The government has economists and bureaucrats trying to balance those trends. You have the advantage of being able to look at what you actually spend.
What's the price?
There are plenty of items that are always on sale, in some form. At many stores, for example, there is always one brand of soda on sale, always one brand of premium orange juice on sale, etc. Consumers who are price sensitive--and consumers who plan ahead and stock up--can always buy the one that's on sale. CPI data, though, is for specific items and is gathered at a specific time. Sale prices probably average out over time, but they may not, and they definitely introduce noise into the system.
There's also the issue of changes in where people shop. How much of the CPI should be based on the prices at WalMart, and how much should be based on the price at the little hardware store downtown?
Again, you don't have to worry about these issues, because you can calculate your personal CPI on what you actually spend, where you actually spend it.
Other issues
There are plenty of other issues that keep it from being a trivial exercise to calculate your own personal cost-of-living index.
Boundary cases--If some years you pay a bill in late December and other times you pay it in early January, you'll have some years that you don't pay it and other years that you pay it twice.

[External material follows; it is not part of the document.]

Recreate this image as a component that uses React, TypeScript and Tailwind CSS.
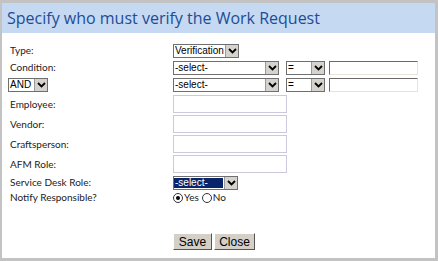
import React from 'react'

const Chevron = () => (
  <svg width="9" height="6" viewBox="0 0 9 6">
    <polyline points="1,1 4.5,4.5 8,1" fill="none" stroke="#000" strokeWidth="1.8" />
  </svg>
)

interface SelectBoxProps {
  value: string
  width: number
  highlight?: boolean
}

const SelectBox = ({ value, width, highlight }: SelectBoxProps) => (
  <div
    className="flex h-[14px] items-stretch border border-[#6f6f6f] bg-white"
    style={{ width, fontFamily: '"Liberation Sans", Arial, sans-serif' }}
  >
    <div className="flex min-w-0 flex-1 items-center py-px pr-px">
      <span
        className={`flex h-full flex-1 items-center whitespace-nowrap pl-px text-[10px] leading-none ${
          highlight ? 'bg-[#0a246a] text-white' : 'text-black'
        }`}
      >
        {value}
      </span>
    </div>
    <div className="flex w-[13px] shrink-0 items-center justify-center border-l border-[#9a9a9a] bg-[#d6d3ce]">
      <Chevron />
    </div>
  </div>
)

const InsetInput = () => (
  <div className="h-[14px] w-[89px] border-t border-l border-t-[#6a6a6a] border-l-[#6a6a6a] border-r border-b border-r-[#e8e2d8] border-b-[#e8e2d8] bg-white" />
)

const TextBox = () => <div className="h-[18px] w-[114px] border border-[#cdc8de] bg-white" />

const Label = ({ children }: { children: React.ReactNode }) => (
  <div className="w-[171px] shrink-0 pl-[8px] text-[10px] text-[#222]">{children}</div>
)

const Radio = ({ checked }: { checked?: boolean }) => (
  <span className="flex h-[10px] w-[10px] items-center justify-center rounded-full border border-[#333] bg-white">
    {checked && <span className="h-[4px] w-[4px] rounded-full bg-black" />}
  </span>
)

const Button = ({ children, width }: { children: React.ReactNode; width: number }) => (
  <button
    className="flex h-[17px] items-center justify-center border border-t-white border-l-white border-r-[#555] border-b-[#555] bg-[#d4d0c8] text-[12px] text-black"
    style={{ width, fontFamily: '"Liberation Sans", Arial, sans-serif' }}
  >
    {children}
  </button>
)

export default function App() {
  return (
    <div className="flex h-[261px] w-[438px] flex-col border-t-[3px] border-l-[2px] border-r-[3px] border-b-[3px] border-[#c3c3c3] bg-white">
      <div className="flex h-[30px] shrink-0 items-center bg-[#c6d9f3] pl-[5px]">
        <h1
          className="text-[16px] leading-none text-[#1d4c96]"
          style={{ fontFamily: '"Open Sans", "DejaVu Sans", sans-serif' }}
        >
          Specify who must verify the Work Request
        </h1>
      </div>

      <div className="flex flex-col pt-[9px]" style={{ fontFamily: 'Lato, "Open Sans", sans-serif' }}>
        <div className="flex h-[17px] items-center">
          <Label>Type:</Label>
          <SelectBox value="Verification" width={66} />
        </div>
        <div className="flex h-[17px] items-center">
          <Label>Condition:</Label>
          <div className="flex items-center">
            <SelectBox value="-select-" width={106} />
            <div className="ml-[7px]">
              <SelectBox value="=" width={39} />
            </div>
            <div className="ml-[4px]">
              <InsetInput />
            </div>
          </div>
        </div>
        <div className="flex h-[17px] items-center">
          <div className="w-[171px] shrink-0 pl-[6px]">
            <SelectBox value="AND" width={40} />
          </div>
          <div className="flex items-center">
            <SelectBox value="-select-" width={106} />
            <div className="ml-[7px]">
              <SelectBox value="=" width={39} />
            </div>
            <div className="ml-[4px]">
              <InsetInput />
            </div>
          </div>
        </div>

        <div className="mt-px flex h-[20px] items-center">
          <Label>Employee:</Label>
          <TextBox />
        </div>
        <div className="flex h-[20px] items-center">
          <Label>Vendor:</Label>
          <TextBox />
        </div>
        <div className="flex h-[20px] items-center">
          <Label>Craftsperson:</Label>
          <TextBox />
        </div>
        <div className="flex h-[20px] items-center">
          <Label>AFM Role:</Label>
          <TextBox />
        </div>

        <div className="mt-px flex h-[15px] items-center">
          <Label>Service Desk Role:</Label>
          <SelectBox value="-select-" width={65} highlight />
        </div>
        <div className="flex h-[15px] items-center">
          <Label>Notify Responsible?</Label>
          <div className="flex items-center text-[10px] text-[#222]">
            <Radio checked />
            <span className="ml-px">Yes</span>
            <span className="ml-[3px]">
              <Radio />
            </span>
            <span className="ml-px">No</span>
          </div>
        </div>

        <div className="mt-[28px] flex h-[17px] items-center pl-[171px]">
          <Button width={39}>Save</Button>
          <div className="ml-[2px]">
            <Button width={41}>Close</Button>
          </div>
        </div>
      </div>
    </div>
  )
}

That doesn't mean your cost of living is bouncing around.
Major purchases--If you bought an expensive flat-screen TV last year, but didn't buy another one this year, your "household goods" category might show a 50% drop, but it's hard to say just what that means in terms of your cost of living.

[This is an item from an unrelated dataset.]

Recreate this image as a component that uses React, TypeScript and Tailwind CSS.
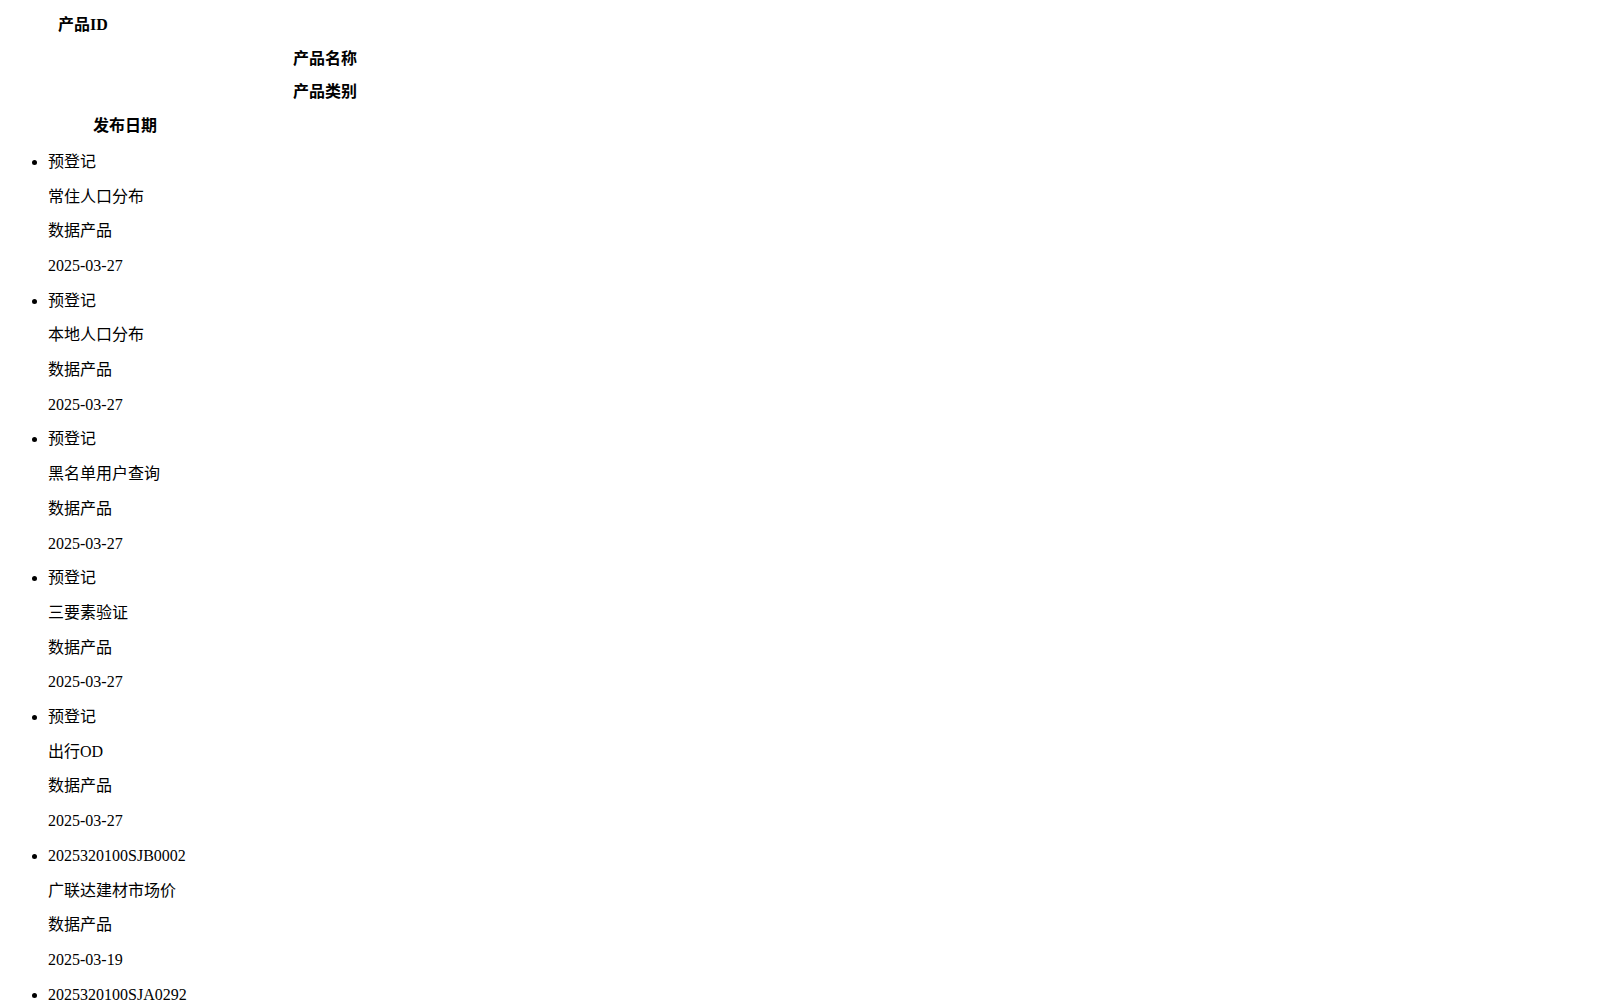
const headers = [
  { label: "产品ID", width: "w-[150px]" },
  { label: "产品名称", width: "w-[634px]" },
  { label: "产品类别", width: "w-[634px]" },
  { label: "发布日期", width: "w-[234px]" },
];

const products = [
  { id: "预登记", name: "常住人口分布", type: "数据产品", date: "2025-03-27" },
  { id: "预登记", name: "本地人口分布", type: "数据产品", date: "2025-03-27" },
  { id: "预登记", name: "黑名单用户查询", type: "数据产品", date: "2025-03-27" },
  { id: "预登记", name: "三要素验证", type: "数据产品", date: "2025-03-27" },
  { id: "预登记", name: "出行OD", type: "数据产品", date: "2025-03-27" },
  { id: "2025320100SJB0002", name: "广联达建材市场价", type: "数据产品", date: "2025-03-19" },
  { id: "2025320100SJA0292", name: "企业信用评价", type: "数据产品", date: "2025-03-18" },
  { id: "2025320100SJA0291", name: "交通流量分析", type: "数据产品", date: "2025-03-18" },
  { id: "2025320100SJA0290", name: "商圈客流画像", type: "数据产品", date: "2025-03-17" },
  { id: "2025320100SJA0289", name: "气象数据服务", type: "数据产品", date: "2025-03-17" },
  { id: "2025320100SJA0288", name: "不动产登记查询", type: "数据产品", date: "2025-03-14" },
  { id: "2025320100SJA0287", name: "公共信用报告", type: "数据产品", date: "2025-03-14" },
];

export default function App() {
  return (
    <div className="min-h-screen bg-white text-black text-[16px] font-['Liberation_Serif','Noto_Sans_CJK_SC',serif] px-2 py-4">
      {/* column headers */}
      <div className="flex flex-col gap-4">
        {headers.map((h) => (
          <div key={h.label} className={`${h.width} text-center font-bold leading-[17.7px]`}>
            {h.label}
          </div>
        ))}
      </div>

      {/* product rows */}
      <ul className="list-disc pl-[40px] mt-[18px] leading-[18.7px]">
        {products.map((p, i) => (
          <li key={i} className={i > 0 ? "mt-4" : ""}>
            <p>{p.id}</p>
            <p className="mt-4">{p.name}</p>
            <p className="mt-4">{p.type}</p>
            <p className="mt-4">{p.date}</p>
          </li>
        ))}
      </ul>
    </div>
  );
}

Gifts--What you pay for gifts that you give is probably part of your cost of living, but it's harder to decide how to handle gifts that you receive.
Worth doing
In the greater scheme of things, though, it almost doesn't matter how you decide to handle these sorts of special cases, because the results will be useful in any case.
If you go through the exercise, you'll definitely learn some things. If you just go with your overall impression, as opposed to actually cranking the numbers, it's easy to over-emphasize changes in the prices that are highly visible (gasoline, for example). Contrariwise, you're likely to under-emphasize price changes in things that seem to be bargains (even if it's still cheap, a 15% increase in the price of peanut butter is a 15% increase).
The Bureau of Labor Statistics released their consumer price index today. It was up 0.2% last month, up 3.5% from a year ago.
If any of you calculate the change in your cost of living, I'd be very interested to hear what numbers you come up with.